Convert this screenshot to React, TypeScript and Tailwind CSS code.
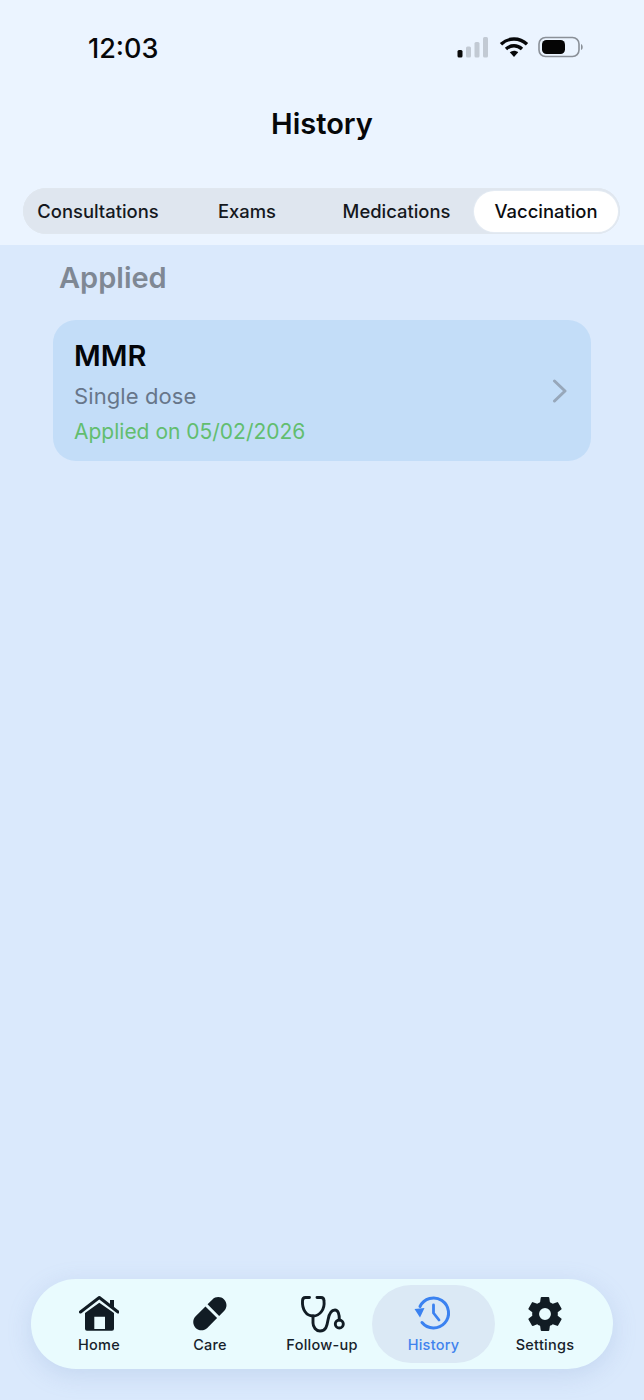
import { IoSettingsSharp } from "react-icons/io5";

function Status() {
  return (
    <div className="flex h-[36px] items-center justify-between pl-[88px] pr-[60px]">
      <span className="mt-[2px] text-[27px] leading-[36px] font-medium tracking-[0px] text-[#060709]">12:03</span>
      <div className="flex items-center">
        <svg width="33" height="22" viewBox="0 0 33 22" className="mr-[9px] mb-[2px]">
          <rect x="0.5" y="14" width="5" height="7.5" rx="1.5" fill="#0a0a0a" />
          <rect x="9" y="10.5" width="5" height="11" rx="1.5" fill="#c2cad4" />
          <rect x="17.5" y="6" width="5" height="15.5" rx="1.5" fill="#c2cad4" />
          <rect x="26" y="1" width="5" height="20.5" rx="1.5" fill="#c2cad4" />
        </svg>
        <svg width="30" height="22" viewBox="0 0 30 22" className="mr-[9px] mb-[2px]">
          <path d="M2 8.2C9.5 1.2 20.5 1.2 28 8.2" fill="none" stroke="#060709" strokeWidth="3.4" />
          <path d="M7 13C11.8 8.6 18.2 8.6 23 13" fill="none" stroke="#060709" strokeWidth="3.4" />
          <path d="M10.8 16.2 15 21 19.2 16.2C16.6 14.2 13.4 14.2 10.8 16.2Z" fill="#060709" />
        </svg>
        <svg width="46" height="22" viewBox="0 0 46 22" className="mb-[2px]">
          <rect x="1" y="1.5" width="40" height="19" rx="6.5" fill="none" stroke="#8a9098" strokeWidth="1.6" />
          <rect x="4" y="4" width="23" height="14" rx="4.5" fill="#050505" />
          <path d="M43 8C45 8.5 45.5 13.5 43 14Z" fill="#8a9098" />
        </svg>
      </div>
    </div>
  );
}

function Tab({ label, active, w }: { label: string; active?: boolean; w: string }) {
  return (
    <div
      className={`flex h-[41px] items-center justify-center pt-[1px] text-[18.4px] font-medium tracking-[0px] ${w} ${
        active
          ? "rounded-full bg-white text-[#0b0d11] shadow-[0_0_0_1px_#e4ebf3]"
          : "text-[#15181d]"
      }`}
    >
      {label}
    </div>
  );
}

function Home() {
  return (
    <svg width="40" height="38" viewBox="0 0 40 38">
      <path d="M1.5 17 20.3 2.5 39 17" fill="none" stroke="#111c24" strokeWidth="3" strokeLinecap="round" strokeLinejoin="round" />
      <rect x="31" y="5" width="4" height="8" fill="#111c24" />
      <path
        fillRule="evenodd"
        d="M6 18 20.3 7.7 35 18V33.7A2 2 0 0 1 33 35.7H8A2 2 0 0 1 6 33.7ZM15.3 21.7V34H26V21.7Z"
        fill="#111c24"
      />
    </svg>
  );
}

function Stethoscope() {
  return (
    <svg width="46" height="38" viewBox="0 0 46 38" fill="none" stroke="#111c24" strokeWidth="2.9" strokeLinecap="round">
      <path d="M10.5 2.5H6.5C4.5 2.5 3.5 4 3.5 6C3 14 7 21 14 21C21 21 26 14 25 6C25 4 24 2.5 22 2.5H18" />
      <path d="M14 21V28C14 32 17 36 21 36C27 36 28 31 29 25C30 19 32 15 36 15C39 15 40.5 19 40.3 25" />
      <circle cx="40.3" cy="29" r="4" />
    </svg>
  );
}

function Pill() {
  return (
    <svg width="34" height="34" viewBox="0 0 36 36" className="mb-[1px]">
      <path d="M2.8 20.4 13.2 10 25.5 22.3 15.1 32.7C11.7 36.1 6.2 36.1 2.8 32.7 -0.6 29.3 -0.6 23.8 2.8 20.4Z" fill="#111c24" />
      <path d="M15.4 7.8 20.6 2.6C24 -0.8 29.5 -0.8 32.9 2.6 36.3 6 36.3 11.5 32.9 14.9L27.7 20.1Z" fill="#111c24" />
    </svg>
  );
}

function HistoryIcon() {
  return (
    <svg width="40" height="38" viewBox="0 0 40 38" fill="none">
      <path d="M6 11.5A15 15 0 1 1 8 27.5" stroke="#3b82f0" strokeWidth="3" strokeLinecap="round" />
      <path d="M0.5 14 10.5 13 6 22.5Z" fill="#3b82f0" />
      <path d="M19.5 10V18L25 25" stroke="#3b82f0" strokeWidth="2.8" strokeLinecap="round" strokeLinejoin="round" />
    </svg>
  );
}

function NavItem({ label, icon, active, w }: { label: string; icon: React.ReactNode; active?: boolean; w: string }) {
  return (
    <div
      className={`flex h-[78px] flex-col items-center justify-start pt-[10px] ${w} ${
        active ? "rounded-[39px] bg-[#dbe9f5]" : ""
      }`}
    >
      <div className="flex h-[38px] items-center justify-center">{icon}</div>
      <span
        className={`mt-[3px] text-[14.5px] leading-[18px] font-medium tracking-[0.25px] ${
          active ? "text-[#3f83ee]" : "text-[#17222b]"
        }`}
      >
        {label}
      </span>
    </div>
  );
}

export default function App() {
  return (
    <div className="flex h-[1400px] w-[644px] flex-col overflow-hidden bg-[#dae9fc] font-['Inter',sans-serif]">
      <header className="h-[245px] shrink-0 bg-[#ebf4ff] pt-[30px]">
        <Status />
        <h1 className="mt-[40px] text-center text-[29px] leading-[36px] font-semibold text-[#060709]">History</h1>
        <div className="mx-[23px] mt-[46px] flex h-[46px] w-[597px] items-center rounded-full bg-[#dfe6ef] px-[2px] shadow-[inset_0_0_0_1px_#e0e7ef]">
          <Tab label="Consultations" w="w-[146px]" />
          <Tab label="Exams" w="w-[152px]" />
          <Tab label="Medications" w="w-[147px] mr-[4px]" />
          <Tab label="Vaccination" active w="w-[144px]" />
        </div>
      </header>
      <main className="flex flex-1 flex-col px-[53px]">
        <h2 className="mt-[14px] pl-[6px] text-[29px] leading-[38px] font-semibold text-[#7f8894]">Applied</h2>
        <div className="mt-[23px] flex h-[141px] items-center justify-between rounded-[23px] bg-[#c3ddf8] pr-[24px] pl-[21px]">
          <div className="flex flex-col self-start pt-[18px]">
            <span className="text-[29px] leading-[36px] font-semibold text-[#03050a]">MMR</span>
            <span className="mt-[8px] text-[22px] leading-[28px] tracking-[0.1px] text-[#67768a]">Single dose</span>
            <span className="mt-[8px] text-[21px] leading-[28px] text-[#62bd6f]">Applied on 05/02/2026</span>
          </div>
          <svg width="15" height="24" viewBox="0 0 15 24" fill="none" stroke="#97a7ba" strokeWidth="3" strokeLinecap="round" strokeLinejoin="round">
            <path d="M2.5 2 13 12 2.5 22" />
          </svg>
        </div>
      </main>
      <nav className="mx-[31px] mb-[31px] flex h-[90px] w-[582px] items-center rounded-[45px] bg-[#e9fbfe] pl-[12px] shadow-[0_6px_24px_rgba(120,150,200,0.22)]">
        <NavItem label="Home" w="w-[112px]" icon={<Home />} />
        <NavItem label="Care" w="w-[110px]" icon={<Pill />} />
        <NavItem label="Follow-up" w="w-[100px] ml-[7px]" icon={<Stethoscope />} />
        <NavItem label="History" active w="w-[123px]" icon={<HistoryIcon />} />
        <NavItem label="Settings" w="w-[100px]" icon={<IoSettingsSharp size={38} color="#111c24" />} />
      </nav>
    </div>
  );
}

• **Problem description**
Write out each line again precisely as it appears, skipping every picture.

• **Answer to the problem**
Convert this screenshot to React, TypeScript and Tailwind CSS code.
import { IoSettingsSharp } from "react-icons/io5";

function Status() {
  return (
    <div className="flex h-[36px] items-center justify-between pl-[88px] pr-[60px]">
      <span className="mt-[2px] text-[27px] leading-[36px] font-medium tracking-[0px] text-[#060709]">12:03</span>
      <div className="flex items-center">
        <svg width="33" height="22" viewBox="0 0 33 22" className="mr-[9px] mb-[2px]">
          <rect x="0.5" y="14" width="5" height="7.5" rx="1.5" fill="#0a0a0a" />
          <rect x="9" y="10.5" width="5" height="11" rx="1.5" fill="#c2cad4" />
          <rect x="17.5" y="6" width="5" height="15.5" rx="1.5" fill="#c2cad4" />
          <rect x="26" y="1" width="5" height="20.5" rx="1.5" fill="#c2cad4" />
        </svg>
        <svg width="30" height="22" viewBox="0 0 30 22" className="mr-[9px] mb-[2px]">
          <path d="M2 8.2C9.5 1.2 20.5 1.2 28 8.2" fill="none" stroke="#060709" strokeWidth="3.4" />
          <path d="M7 13C11.8 8.6 18.2 8.6 23 13" fill="none" stroke="#060709" strokeWidth="3.4" />
          <path d="M10.8 16.2 15 21 19.2 16.2C16.6 14.2 13.4 14.2 10.8 16.2Z" fill="#060709" />
        </svg>
        <svg width="46" height="22" viewBox="0 0 46 22" className="mb-[2px]">
          <rect x="1" y="1.5" width="40" height="19" rx="6.5" fill="none" stroke="#8a9098" strokeWidth="1.6" />
          <rect x="4" y="4" width="23" height="14" rx="4.5" fill="#050505" />
          <path d="M43 8C45 8.5 45.5 13.5 43 14Z" fill="#8a9098" />
        </svg>
      </div>
    </div>
  );
}

function Tab({ label, active, w }: { label: string; active?: boolean; w: string }) {
  return (
    <div
      className={`flex h-[41px] items-center justify-center pt-[1px] text-[18.4px] font-medium tracking-[0px] ${w} ${
        active
          ? "rounded-full bg-white text-[#0b0d11] shadow-[0_0_0_1px_#e4ebf3]"
          : "text-[#15181d]"
      }`}
    >
      {label}
    </div>
  );
}

function Home() {
  return (
    <svg width="40" height="38" viewBox="0 0 40 38">
      <path d="M1.5 17 20.3 2.5 39 17" fill="none" stroke="#111c24" strokeWidth="3" strokeLinecap="round" strokeLinejoin="round" />
      <rect x="31" y="5" width="4" height="8" fill="#111c24" />
      <path
        fillRule="evenodd"
        d="M6 18 20.3 7.7 35 18V33.7A2 2 0 0 1 33 35.7H8A2 2 0 0 1 6 33.7ZM15.3 21.7V34H26V21.7Z"
        fill="#111c24"
      />
    </svg>
  );
}

function Stethoscope() {
  return (
    <svg width="46" height="38" viewBox="0 0 46 38" fill="none" stroke="#111c24" strokeWidth="2.9" strokeLinecap="round">
      <path d="M10.5 2.5H6.5C4.5 2.5 3.5 4 3.5 6C3 14 7 21 14 21C21 21 26 14 25 6C25 4 24 2.5 22 2.5H18" />
      <path d="M14 21V28C14 32 17 36 21 36C27 36 28 31 29 25C30 19 32 15 36 15C39 15 40.5 19 40.3 25" />
      <circle cx="40.3" cy="29" r="4" />
    </svg>
  );
}

function Pill() {
  return (
    <svg width="34" height="34" viewBox="0 0 36 36" className="mb-[1px]">
      <path d="M2.8 20.4 13.2 10 25.5 22.3 15.1 32.7C11.7 36.1 6.2 36.1 2.8 32.7 -0.6 29.3 -0.6 23.8 2.8 20.4Z" fill="#111c24" />
      <path d="M15.4 7.8 20.6 2.6C24 -0.8 29.5 -0.8 32.9 2.6 36.3 6 36.3 11.5 32.9 14.9L27.7 20.1Z" fill="#111c24" />
    </svg>
  );
}

function HistoryIcon() {
  return (
    <svg width="40" height="38" viewBox="0 0 40 38" fill="none">
      <path d="M6 11.5A15 15 0 1 1 8 27.5" stroke="#3b82f0" strokeWidth="3" strokeLinecap="round" />
      <path d="M0.5 14 10.5 13 6 22.5Z" fill="#3b82f0" />
      <path d="M19.5 10V18L25 25" stroke="#3b82f0" strokeWidth="2.8" strokeLinecap="round" strokeLinejoin="round" />
    </svg>
  );
}

function NavItem({ label, icon, active, w }: { label: string; icon: React.ReactNode; active?: boolean; w: string }) {
  return (
    <div
      className={`flex h-[78px] flex-col items-center justify-start pt-[10px] ${w} ${
        active ? "rounded-[39px] bg-[#dbe9f5]" : ""
      }`}
    >
      <div className="flex h-[38px] items-center justify-center">{icon}</div>
      <span
        className={`mt-[3px] text-[14.5px] leading-[18px] font-medium tracking-[0.25px] ${
          active ? "text-[#3f83ee]" : "text-[#17222b]"
        }`}
      >
        {label}
      </span>
    </div>
  );
}

export default function App() {
  return (
    <div className="flex h-[1400px] w-[644px] flex-col overflow-hidden bg-[#dae9fc] font-['Inter',sans-serif]">
      <header className="h-[245px] shrink-0 bg-[#ebf4ff] pt-[30px]">
        <Status />
        <h1 className="mt-[40px] text-center text-[29px] leading-[36px] font-semibold text-[#060709]">History</h1>
        <div className="mx-[23px] mt-[46px] flex h-[46px] w-[597px] items-center rounded-full bg-[#dfe6ef] px-[2px] shadow-[inset_0_0_0_1px_#e0e7ef]">
          <Tab label="Consultations" w="w-[146px]" />
          <Tab label="Exams" w="w-[152px]" />
          <Tab label="Medications" w="w-[147px] mr-[4px]" />
          <Tab label="Vaccination" active w="w-[144px]" />
        </div>
      </header>
      <main className="flex flex-1 flex-col px-[53px]">
        <h2 className="mt-[14px] pl-[6px] text-[29px] leading-[38px] font-semibold text-[#7f8894]">Applied</h2>
        <div className="mt-[23px] flex h-[141px] items-center justify-between rounded-[23px] bg-[#c3ddf8] pr-[24px] pl-[21px]">
          <div className="flex flex-col self-start pt-[18px]">
            <span className="text-[29px] leading-[36px] font-semibold text-[#03050a]">MMR</span>
            <span className="mt-[8px] text-[22px] leading-[28px] tracking-[0.1px] text-[#67768a]">Single dose</span>
            <span className="mt-[8px] text-[21px] leading-[28px] text-[#62bd6f]">Applied on 05/02/2026</span>
          </div>
          <svg width="15" height="24" viewBox="0 0 15 24" fill="none" stroke="#97a7ba" strokeWidth="3" strokeLinecap="round" strokeLinejoin="round">
            <path d="M2.5 2 13 12 2.5 22" />
          </svg>
        </div>
      </main>
      <nav className="mx-[31px] mb-[31px] flex h-[90px] w-[582px] items-center rounded-[45px] bg-[#e9fbfe] pl-[12px] shadow-[0_6px_24px_rgba(120,150,200,0.22)]">
        <NavItem label="Home" w="w-[112px]" icon={<Home />} />
        <NavItem label="Care" w="w-[110px]" icon={<Pill />} />
        <NavItem label="Follow-up" w="w-[100px] ml-[7px]" icon={<Stethoscope />} />
        <NavItem label="History" active w="w-[123px]" icon={<HistoryIcon />} />
        <NavItem label="Settings" w="w-[100px]" icon={<IoSettingsSharp size={38} color="#111c24" />} />
      </nav>
    </div>
  );
}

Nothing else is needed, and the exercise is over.